It's just the nature of the beast....no way to get it to stop unless you keep your foot on the brake.  I suspect that it has been doing it all along and you just became aware of it.....4T80E transmissions will rock the car slightly on the first start.

Maybe you could try changing the trans fluid....perhaps as the fluid is aging it is changing friction properties slightly and that in combination with the colder temps is accenting the rock when it starts.    Drop the lower pan, drain, and refill with fresh trans fluid.  I don't know that this will help but it is about the only thing I could think of to try.

Or, just remember to put the brake on when you start the engine...it is a good habit to develop anyway.

***---REPLIED TO MESSAGE BELOW---***

Bill,

About 1-2 inches is about right regarding the movement that I am experiencing.  Is there anything simple that can be done to make it stop?  In 3 years this is the first time that this has happened and now it seems to be doing it fairly regularly on cold start-ups.  As long as there is no harm being done I don't think its a big deal but it would be kind of nice if I could get it to go back to the way it was before the rolling started to happen.

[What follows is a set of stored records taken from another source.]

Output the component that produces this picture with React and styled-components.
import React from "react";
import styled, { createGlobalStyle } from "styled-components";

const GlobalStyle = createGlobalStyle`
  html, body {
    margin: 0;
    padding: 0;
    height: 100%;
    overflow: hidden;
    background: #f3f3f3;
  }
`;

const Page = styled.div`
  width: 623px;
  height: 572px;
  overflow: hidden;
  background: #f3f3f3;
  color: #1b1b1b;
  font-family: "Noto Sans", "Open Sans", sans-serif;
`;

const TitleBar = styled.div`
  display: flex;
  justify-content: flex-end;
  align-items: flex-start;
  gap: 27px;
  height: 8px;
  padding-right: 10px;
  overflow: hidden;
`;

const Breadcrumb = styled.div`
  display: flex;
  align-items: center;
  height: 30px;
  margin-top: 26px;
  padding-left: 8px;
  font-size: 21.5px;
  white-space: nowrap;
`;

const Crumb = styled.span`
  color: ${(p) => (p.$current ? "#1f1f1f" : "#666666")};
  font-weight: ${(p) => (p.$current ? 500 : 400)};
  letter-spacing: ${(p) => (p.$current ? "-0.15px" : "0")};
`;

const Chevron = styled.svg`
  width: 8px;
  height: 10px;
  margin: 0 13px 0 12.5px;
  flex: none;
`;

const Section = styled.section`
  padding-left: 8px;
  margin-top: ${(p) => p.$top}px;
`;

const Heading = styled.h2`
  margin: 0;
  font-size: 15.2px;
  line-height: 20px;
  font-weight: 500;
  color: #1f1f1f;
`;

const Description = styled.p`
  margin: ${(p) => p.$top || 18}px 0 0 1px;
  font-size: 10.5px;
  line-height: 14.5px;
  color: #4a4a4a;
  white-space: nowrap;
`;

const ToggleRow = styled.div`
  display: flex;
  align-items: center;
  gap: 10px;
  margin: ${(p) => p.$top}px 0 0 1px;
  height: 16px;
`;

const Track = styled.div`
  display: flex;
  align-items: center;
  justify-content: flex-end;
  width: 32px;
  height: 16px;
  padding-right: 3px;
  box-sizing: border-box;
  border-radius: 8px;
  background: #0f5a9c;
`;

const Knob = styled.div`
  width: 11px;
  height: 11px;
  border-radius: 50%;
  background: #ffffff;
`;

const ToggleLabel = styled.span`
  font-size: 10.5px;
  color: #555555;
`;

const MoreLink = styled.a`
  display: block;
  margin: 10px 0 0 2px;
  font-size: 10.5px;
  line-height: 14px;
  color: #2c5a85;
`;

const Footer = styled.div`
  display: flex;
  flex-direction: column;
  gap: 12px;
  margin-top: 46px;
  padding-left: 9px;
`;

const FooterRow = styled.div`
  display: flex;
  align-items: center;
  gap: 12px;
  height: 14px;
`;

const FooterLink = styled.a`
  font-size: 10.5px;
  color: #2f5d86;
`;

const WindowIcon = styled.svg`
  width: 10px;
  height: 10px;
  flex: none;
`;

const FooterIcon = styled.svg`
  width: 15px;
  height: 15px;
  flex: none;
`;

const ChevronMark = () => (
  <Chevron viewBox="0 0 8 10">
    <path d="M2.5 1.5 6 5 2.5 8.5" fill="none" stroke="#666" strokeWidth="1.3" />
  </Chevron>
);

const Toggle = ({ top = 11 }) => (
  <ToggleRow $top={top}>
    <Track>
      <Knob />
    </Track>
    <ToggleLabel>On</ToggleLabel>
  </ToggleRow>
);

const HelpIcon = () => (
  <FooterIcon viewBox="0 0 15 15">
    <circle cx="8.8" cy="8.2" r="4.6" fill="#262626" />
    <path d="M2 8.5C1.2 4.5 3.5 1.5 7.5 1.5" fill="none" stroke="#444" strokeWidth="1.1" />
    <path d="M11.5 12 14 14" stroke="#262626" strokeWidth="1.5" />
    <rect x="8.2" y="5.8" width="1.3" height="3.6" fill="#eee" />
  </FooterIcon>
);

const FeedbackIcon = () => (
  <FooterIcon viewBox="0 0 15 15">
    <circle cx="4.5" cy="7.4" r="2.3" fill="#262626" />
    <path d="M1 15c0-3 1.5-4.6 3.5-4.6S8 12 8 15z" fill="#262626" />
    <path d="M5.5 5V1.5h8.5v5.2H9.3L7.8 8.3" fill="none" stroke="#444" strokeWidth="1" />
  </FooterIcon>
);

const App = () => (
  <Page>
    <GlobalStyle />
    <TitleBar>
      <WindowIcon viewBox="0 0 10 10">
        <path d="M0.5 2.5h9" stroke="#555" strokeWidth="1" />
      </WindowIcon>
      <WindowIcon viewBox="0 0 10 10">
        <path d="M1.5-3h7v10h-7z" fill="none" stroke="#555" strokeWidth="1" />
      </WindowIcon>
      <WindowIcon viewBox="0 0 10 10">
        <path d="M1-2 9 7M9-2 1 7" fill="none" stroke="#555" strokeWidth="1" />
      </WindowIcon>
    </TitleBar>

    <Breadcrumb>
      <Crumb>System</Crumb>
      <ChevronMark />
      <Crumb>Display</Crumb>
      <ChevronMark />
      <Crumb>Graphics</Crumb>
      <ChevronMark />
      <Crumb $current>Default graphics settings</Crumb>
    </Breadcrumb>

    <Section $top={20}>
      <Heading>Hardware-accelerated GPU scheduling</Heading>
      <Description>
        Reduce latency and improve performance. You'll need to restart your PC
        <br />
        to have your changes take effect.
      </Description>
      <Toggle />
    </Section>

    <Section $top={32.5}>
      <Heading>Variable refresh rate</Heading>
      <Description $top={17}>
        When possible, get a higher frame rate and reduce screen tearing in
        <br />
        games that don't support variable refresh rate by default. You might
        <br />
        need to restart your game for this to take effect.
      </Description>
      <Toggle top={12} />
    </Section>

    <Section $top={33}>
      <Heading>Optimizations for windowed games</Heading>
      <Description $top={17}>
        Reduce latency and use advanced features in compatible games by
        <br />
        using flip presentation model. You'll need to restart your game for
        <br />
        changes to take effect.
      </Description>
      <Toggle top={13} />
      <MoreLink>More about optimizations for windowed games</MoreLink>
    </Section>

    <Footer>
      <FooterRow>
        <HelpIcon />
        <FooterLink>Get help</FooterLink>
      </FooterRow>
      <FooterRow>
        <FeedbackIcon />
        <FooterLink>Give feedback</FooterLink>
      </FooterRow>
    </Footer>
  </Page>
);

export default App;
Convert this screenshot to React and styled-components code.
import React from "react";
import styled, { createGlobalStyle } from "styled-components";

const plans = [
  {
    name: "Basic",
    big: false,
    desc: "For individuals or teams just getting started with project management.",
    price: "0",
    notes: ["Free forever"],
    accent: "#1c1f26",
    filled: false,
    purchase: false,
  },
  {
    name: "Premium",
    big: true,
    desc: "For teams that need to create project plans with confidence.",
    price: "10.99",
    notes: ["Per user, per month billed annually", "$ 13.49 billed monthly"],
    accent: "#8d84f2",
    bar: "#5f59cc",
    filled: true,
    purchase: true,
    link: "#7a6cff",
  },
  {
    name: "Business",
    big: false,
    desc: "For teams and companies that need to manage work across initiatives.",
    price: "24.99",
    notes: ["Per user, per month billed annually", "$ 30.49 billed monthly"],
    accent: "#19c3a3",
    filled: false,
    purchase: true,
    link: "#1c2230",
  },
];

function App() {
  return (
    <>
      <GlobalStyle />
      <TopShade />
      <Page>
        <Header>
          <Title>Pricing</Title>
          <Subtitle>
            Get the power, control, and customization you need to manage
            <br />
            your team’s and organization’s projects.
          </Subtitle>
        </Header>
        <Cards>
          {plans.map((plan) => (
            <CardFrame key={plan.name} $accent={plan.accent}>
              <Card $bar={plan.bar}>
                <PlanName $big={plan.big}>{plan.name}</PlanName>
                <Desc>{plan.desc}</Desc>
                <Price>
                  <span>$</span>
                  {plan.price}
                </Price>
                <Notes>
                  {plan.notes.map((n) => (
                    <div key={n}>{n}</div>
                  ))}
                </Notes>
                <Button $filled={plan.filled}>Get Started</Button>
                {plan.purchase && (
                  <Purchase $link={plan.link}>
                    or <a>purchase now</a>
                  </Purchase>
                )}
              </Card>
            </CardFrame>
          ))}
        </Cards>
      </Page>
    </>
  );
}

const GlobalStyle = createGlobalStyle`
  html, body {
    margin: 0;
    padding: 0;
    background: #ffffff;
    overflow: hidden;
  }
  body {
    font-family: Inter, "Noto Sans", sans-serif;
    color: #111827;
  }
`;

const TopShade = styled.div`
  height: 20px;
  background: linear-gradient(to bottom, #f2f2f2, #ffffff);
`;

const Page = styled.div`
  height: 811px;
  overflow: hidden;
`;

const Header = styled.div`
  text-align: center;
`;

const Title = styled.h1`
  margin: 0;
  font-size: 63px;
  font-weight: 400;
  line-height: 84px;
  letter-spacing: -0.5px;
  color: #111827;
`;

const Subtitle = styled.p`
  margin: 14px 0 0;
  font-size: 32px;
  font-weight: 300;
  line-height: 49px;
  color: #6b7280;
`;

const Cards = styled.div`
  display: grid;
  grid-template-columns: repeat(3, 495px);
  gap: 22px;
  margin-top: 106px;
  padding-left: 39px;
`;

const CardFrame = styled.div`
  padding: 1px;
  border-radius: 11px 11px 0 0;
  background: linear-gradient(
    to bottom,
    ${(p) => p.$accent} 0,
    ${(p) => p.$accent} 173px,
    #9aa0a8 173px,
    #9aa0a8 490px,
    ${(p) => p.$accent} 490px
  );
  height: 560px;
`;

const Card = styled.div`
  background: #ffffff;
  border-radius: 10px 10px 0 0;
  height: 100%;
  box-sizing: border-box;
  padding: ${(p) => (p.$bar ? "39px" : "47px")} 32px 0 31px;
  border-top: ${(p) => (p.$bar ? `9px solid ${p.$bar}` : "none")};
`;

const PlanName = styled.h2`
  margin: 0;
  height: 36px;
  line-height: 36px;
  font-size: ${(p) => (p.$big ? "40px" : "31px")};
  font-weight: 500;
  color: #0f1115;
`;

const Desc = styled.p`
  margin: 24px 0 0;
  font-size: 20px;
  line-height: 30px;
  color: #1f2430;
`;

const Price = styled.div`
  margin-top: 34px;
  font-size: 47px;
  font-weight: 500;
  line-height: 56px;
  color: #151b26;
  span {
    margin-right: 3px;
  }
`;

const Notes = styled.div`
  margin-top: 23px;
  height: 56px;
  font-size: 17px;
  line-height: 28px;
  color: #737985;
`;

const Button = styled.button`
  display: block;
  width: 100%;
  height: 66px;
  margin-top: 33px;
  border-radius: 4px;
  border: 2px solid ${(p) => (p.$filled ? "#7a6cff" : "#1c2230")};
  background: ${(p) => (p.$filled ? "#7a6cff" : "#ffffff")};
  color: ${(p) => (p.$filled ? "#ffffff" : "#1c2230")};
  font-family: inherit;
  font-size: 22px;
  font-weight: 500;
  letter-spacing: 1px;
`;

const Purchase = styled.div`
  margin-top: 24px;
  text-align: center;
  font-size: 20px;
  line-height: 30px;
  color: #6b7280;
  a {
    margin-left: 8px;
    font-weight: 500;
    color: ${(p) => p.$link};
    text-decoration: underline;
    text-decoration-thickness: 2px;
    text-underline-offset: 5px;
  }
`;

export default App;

***---REPLIED TO MESSAGE BELOW---***

David, the rocking against the park pawl when you start a 4T80E transmission is perfectly normal.  It is just the clutch packs breaking loose.  It gets worse in cold weather as the fluid is a little more viscous at startup.  There is no harm to the transmission.  If you are parking in close proximity to some structure, starting with your foot on the service brake should alleviate the rocking.  If the car is parked on a level surface it can only move about 2 inches either way as the powertrain rocks in the engine mounts and the parking pawl in the trans stops the rolling.  Applying the parking brake would also help/stop this.  If the brake is not releasing fully it may need to be lubricated and/or adjusted.  Applying the parking brake fully is generally enough to force to cause the pedal to pop back far enough to turn off the warning lamp.  Maybe the brake is not being applied forcefully enough and/or the warning lite switch contact simply needs adjustment so as to not be so "hair trigger".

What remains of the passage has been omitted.